> [Given exercise]:
Pictures stay out of the copy; restate everything else in the material exactly.

=== Recorded data ===

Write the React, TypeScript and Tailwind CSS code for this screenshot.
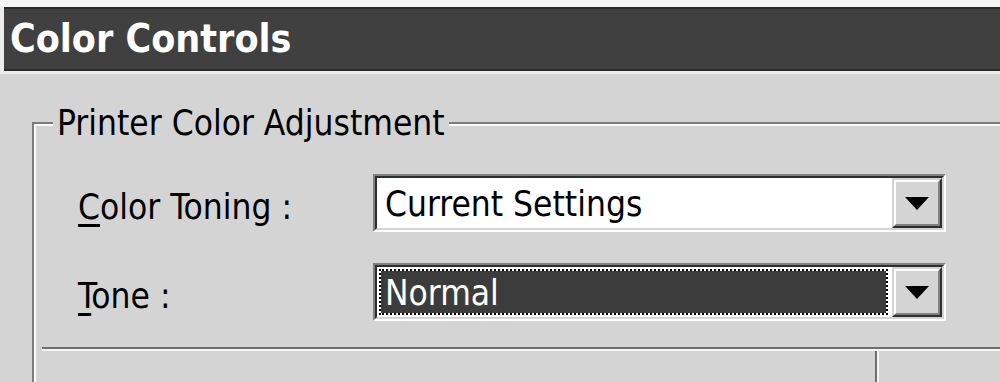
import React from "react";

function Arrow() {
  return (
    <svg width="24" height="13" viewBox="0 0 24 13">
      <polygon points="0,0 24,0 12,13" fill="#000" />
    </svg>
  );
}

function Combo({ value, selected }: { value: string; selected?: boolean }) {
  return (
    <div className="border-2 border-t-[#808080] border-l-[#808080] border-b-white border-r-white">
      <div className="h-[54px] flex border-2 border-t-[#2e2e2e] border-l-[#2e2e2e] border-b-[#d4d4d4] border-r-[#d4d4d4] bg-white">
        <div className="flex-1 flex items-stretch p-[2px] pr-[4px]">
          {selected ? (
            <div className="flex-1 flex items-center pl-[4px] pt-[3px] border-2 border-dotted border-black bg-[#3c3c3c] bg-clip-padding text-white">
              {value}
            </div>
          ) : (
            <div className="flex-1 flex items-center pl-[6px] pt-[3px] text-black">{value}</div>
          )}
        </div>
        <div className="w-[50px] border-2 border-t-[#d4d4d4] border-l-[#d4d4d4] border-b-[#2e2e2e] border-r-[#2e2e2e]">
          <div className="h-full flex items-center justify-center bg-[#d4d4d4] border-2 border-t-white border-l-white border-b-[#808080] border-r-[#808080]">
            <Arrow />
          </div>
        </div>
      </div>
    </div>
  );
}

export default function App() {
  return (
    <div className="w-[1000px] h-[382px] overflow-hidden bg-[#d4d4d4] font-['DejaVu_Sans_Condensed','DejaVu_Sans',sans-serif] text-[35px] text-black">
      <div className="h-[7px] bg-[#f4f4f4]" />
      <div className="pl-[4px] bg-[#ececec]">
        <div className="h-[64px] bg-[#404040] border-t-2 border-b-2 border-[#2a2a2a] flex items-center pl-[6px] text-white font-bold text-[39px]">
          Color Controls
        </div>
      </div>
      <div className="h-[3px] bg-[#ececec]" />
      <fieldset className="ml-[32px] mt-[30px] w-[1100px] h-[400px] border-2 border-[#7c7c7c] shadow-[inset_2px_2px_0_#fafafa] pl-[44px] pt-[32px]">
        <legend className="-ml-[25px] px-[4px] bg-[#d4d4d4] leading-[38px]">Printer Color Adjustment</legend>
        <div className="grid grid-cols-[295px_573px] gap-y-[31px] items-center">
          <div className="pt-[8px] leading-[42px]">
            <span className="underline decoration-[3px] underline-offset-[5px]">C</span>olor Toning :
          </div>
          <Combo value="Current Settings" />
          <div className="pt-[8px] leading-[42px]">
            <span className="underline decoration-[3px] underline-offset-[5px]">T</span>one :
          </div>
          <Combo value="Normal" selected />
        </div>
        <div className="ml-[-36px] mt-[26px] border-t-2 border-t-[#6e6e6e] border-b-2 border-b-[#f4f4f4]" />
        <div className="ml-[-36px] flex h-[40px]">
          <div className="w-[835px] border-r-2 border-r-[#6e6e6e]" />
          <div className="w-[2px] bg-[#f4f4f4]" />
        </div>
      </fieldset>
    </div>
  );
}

===

> [Right answer]:
Write the React, TypeScript and Tailwind CSS code for this screenshot.
import React from "react";

function Arrow() {
  return (
    <svg width="24" height="13" viewBox="0 0 24 13">
      <polygon points="0,0 24,0 12,13" fill="#000" />
    </svg>
  );
}

function Combo({ value, selected }: { value: string; selected?: boolean }) {
  return (
    <div className="border-2 border-t-[#808080] border-l-[#808080] border-b-white border-r-white">
      <div className="h-[54px] flex border-2 border-t-[#2e2e2e] border-l-[#2e2e2e] border-b-[#d4d4d4] border-r-[#d4d4d4] bg-white">
        <div className="flex-1 flex items-stretch p-[2px] pr-[4px]">
          {selected ? (
            <div className="flex-1 flex items-center pl-[4px] pt-[3px] border-2 border-dotted border-black bg-[#3c3c3c] bg-clip-padding text-white">
              {value}
            </div>
          ) : (
            <div className="flex-1 flex items-center pl-[6px] pt-[3px] text-black">{value}</div>
          )}
        </div>
        <div className="w-[50px] border-2 border-t-[#d4d4d4] border-l-[#d4d4d4] border-b-[#2e2e2e] border-r-[#2e2e2e]">
          <div className="h-full flex items-center justify-center bg-[#d4d4d4] border-2 border-t-white border-l-white border-b-[#808080] border-r-[#808080]">
            <Arrow />
          </div>
        </div>
      </div>
    </div>
  );
}

export default function App() {
  return (
    <div className="w-[1000px] h-[382px] overflow-hidden bg-[#d4d4d4] font-['DejaVu_Sans_Condensed','DejaVu_Sans',sans-serif] text-[35px] text-black">
      <div className="h-[7px] bg-[#f4f4f4]" />
      <div className="pl-[4px] bg-[#ececec]">
        <div className="h-[64px] bg-[#404040] border-t-2 border-b-2 border-[#2a2a2a] flex items-center pl-[6px] text-white font-bold text-[39px]">
          Color Controls
        </div>
      </div>
      <div className="h-[3px] bg-[#ececec]" />
      <fieldset className="ml-[32px] mt-[30px] w-[1100px] h-[400px] border-2 border-[#7c7c7c] shadow-[inset_2px_2px_0_#fafafa] pl-[44px] pt-[32px]">
        <legend className="-ml-[25px] px-[4px] bg-[#d4d4d4] leading-[38px]">Printer Color Adjustment</legend>
        <div className="grid grid-cols-[295px_573px] gap-y-[31px] items-center">
          <div className="pt-[8px] leading-[42px]">
            <span className="underline decoration-[3px] underline-offset-[5px]">C</span>olor Toning :
          </div>
          <Combo value="Current Settings" />
          <div className="pt-[8px] leading-[42px]">
            <span className="underline decoration-[3px] underline-offset-[5px]">T</span>one :
          </div>
          <Combo value="Normal" selected />
        </div>
        <div className="ml-[-36px] mt-[26px] border-t-2 border-t-[#6e6e6e] border-b-2 border-b-[#f4f4f4]" />
        <div className="ml-[-36px] flex h-[40px]">
          <div className="w-[835px] border-r-2 border-r-[#6e6e6e]" />
          <div className="w-[2px] bg-[#f4f4f4]" />
        </div>
      </fieldset>
    </div>
  );
}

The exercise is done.